Corporate Angel Network
Corporate Angel Network
Founded
1981
Headquarters
White Plains, New York
Key People
Gina Russo, Executive Director; John G. Rosanvallon, Chairman of the Board
Number of Employees
4
Phone Number
(914) 328-1313

Corporate Angel Network

Since Corporate Angel Network co-founder Leonard M. Greene flew its first mission in 1981, the charity has coordinated tens of thousands of flights for cancer patients and bone marrow/stem cell donors and recipients. More than 500 American corporations, including about half of the Fortune 100, participate in the network by providing seats on their aircraft for patients and family members traveling to or from recognized treatment centers.

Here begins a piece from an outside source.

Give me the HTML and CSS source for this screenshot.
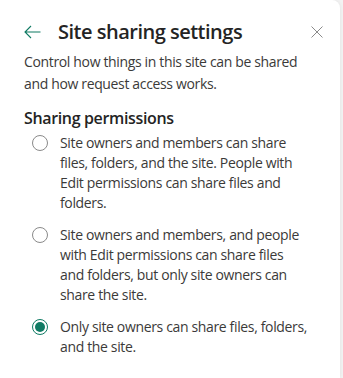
FILE: index.html
```html
<!DOCTYPE html>
<html lang="en">
<head>
    <meta charset="UTF-8">
    <meta name="viewport" content="width=device-width, initial-scale=1.0">
    <title>Site sharing settings</title>
    <link rel="stylesheet" href="styles.css">
</head>
<body>
    <div class="panel">
        <div class="header">
            <button class="back" aria-label="Back">
                <svg width="17" height="14" viewBox="0 0 17 14"><path d="M7 1 L1 7 L7 13 M1 7 H16.5" fill="none" stroke="#0f7a63" stroke-width="1.1"/></svg>
            </button>
            <h1>Site sharing settings</h1>
            <button class="close" aria-label="Close">
                <svg width="12" height="12" viewBox="0 0 12 12"><path d="M0.5 0.5 L11.5 11.5 M11.5 0.5 L0.5 11.5" fill="none" stroke="#8a8a8a" stroke-width="1"/></svg>
            </button>
        </div>
        <p class="desc">Control how things in this site can be shared and how request access works.</p>
        <h2>Sharing permissions</h2>
        <div class="options">
            <label class="option">
                <span class="radio"></span>
                <span>Site owners and members can share files, folders, and the site. People with Edit permissions can share files and folders.</span>
            </label>
            <label class="option">
                <span class="radio"></span>
                <span>Site owners and members, and people with Edit permissions can share files and folders, but only site owners can share the site.</span>
            </label>
            <label class="option">
                <span class="radio checked"></span>
                <span>Only site owners can share files, folders, and the site.</span>
            </label>
        </div>
    </div>
</body>
</html>
```

FILE: styles.css
```css
body {
    margin: 0;
    background-color: #f3f3f3;
    font-family: "Segoe UI", "Open Sans", sans-serif;
    color: #242424;
}
.panel {
    width: 340px;
    height: 378px;
    background: white;
    border-radius: 0 8px 0 0;
    box-shadow: 0 0 4px rgba(0, 0, 0, 0.08);
    box-sizing: border-box;
    padding: 16px 24px 0 24px;
}
.header {
    display: flex;
    align-items: center;
    height: 32px;
}
.header button {
    border: none;
    background: none;
    padding: 0;
    display: flex;
    cursor: pointer;
}
.back {
    margin-right: 17px;
}
h1 {
    flex: 1;
    margin: 0;
    font-size: 20px;
    font-weight: 600;
    line-height: 28px;
    letter-spacing: -0.5px;
}
.close {
    margin-right: -7px;
}
.desc {
    margin: 3px 0 0;
    font-size: 14px;
    line-height: 22px;
    letter-spacing: -0.35px;
    color: #3b3a39;
}
h2 {
    margin: 12px 0 0;
    font-size: 16px;
    font-weight: 600;
    line-height: 22px;
    letter-spacing: -0.35px;
}
.options {
    display: flex;
    flex-direction: column;
    gap: 12px;
    margin-top: 4px;
    padding: 0 8px;
}
.option {
    display: flex;
    gap: 12px;
    font-size: 14px;
    line-height: 20px;
    letter-spacing: -0.35px;
    color: #3b3a39;
}
.radio {
    flex: none;
    width: 16px;
    height: 16px;
    margin-top: 2px;
    border: 1px solid #8a8a8a;
    border-radius: 50%;
    box-sizing: border-box;
    position: relative;
}
.radio.checked {
    border-color: #0f7a63;
}
.radio.checked::after {
    content: "";
    position: absolute;
    left: 2px;
    top: 2px;
    width: 10px;
    height: 10px;
    border-radius: 50%;
    background: #0f7a63;
}
```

Flying out of Westchester County Airport in White Plains, New York, commercial pilot and cancer survivor Priscilla “Pat” Blum had a vision of easing transportation burdens for people undergoing cancer treatment. In 1981 she discussed setting up an organization with Jay Weinberg, owner of an Avis car rental franchise and also a cancer survivor. The pair then reached out to Greene, founder of White Plains–based Safe Flight Instrument Corporation, who had lost his wife to cancer. Greene agreed to use his company’s King Air to transport an 18-year-old home to Detroit after his cancer treatment in New York on CAN’s inaugural flight.

Borrowing office space in the Champion Corporation hangar and signing up 61 corporate partners, Blum and CAN volunteers arranged 23 patient flights in 1982 while Weinberg used his connections to provide ground transportation and lodging. By 1984, with the help of donated funds and 290 companies, the charity was arranging an average of 25 flights per month. 

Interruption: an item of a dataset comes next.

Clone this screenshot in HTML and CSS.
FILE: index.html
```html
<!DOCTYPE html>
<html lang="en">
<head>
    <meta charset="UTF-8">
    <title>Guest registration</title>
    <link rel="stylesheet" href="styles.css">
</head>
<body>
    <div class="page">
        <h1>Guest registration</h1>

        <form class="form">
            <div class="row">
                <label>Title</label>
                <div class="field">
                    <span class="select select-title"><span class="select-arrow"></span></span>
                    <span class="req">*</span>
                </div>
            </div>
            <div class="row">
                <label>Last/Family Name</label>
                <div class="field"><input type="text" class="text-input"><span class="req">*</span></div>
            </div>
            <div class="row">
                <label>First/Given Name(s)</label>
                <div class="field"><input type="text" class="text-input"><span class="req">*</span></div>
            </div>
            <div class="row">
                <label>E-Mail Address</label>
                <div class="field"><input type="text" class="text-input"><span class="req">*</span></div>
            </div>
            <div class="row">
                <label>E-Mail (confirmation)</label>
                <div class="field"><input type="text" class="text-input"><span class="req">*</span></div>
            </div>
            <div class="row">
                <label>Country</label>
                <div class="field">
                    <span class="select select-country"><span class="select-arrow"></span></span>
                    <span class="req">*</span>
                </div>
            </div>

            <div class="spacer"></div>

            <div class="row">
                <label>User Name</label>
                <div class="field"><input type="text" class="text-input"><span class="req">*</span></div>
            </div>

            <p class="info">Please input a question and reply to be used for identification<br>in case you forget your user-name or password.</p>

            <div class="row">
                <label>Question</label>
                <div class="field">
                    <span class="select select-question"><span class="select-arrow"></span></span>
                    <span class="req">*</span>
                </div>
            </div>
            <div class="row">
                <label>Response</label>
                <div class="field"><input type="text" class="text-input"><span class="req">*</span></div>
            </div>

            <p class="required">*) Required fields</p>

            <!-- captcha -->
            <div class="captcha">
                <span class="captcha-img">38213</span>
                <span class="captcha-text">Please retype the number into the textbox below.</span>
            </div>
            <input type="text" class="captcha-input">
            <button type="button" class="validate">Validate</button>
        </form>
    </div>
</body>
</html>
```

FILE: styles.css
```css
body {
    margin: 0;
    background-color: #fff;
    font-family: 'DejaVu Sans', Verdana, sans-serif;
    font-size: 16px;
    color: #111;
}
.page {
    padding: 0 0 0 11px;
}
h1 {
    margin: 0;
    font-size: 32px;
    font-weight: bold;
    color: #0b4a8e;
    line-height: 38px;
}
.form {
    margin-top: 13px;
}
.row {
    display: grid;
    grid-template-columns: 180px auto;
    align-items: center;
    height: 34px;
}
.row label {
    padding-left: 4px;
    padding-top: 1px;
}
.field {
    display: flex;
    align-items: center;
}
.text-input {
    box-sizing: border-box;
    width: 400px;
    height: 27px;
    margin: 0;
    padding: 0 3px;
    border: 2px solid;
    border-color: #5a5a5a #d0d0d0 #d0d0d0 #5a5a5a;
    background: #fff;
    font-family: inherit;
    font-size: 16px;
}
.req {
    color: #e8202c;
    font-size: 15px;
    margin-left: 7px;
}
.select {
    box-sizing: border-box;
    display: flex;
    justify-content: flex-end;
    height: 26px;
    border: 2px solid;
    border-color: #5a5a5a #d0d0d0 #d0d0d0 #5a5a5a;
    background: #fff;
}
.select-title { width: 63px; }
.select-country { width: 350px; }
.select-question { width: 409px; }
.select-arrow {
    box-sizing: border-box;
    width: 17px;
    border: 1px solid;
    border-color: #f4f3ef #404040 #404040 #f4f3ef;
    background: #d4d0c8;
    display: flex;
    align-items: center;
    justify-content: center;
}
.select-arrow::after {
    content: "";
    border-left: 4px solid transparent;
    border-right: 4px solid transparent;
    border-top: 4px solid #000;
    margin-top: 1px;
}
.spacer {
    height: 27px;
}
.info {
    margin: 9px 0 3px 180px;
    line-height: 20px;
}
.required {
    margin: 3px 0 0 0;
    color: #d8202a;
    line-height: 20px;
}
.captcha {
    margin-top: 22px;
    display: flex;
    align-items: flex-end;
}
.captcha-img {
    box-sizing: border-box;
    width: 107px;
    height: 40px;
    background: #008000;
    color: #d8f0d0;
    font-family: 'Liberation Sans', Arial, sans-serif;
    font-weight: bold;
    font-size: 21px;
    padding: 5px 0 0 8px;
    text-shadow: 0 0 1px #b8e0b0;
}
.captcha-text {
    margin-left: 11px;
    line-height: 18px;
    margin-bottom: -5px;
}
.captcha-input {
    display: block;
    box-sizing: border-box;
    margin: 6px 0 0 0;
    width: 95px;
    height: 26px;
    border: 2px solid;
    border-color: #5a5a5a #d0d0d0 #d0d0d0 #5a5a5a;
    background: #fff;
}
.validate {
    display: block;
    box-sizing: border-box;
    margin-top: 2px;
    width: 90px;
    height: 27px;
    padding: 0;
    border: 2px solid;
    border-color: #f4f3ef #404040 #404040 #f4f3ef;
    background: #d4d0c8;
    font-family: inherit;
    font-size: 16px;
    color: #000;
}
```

In 1985 CAN moved into a larger, more permanent facility; and by 1987, it was arranging 650 patient flights per year. The organization had served 10,000 patients by 1998; 35,000 by 2010; and 63,000 by 2020.

Blum retired from CAN in 2000 at age 80 and was inducted into Women in Aviation International’s Pioneer Hall of Fame in 2015. Weinberg died in 2009 at age 91. Greene, inducted into the National Inventors Hall of Fame in 1991, passed away from lung cancer in 2006 at age 88. His son, Randy Greene, became president and CEO of Safe Flight in 2001 and served as CAN chairman and then chairman emeritus until his death in 2021. 

The younger Greene furthered the relationship between CAN and the National Business Aviation Association (NBAA) to the point where CAN became the exclusive beneficiary of NBAA charity events that have raised hundreds of thousands of dollars. Continuing to fly and solicit funds through the Covid-19 pandemic, CAN raised $275,000 in a virtual auction in 2021. 

As of 2022, the organization is operating with four staffers plus a 12-member board of directors that includes industry leaders like former Dassault Falcon Jet president and CEO John G. Rosanvallon and Gulfstream Aerospace president Mark Burns. Also on the board are BJT editorial director Jennifer Leach English and Wilson S. Leach, founder of AIN Media Group, which publishes BJT. In addition, CAN has a board of advisors that includes several people from the aviation field as well as three doctors from Memorial Sloan-Kettering.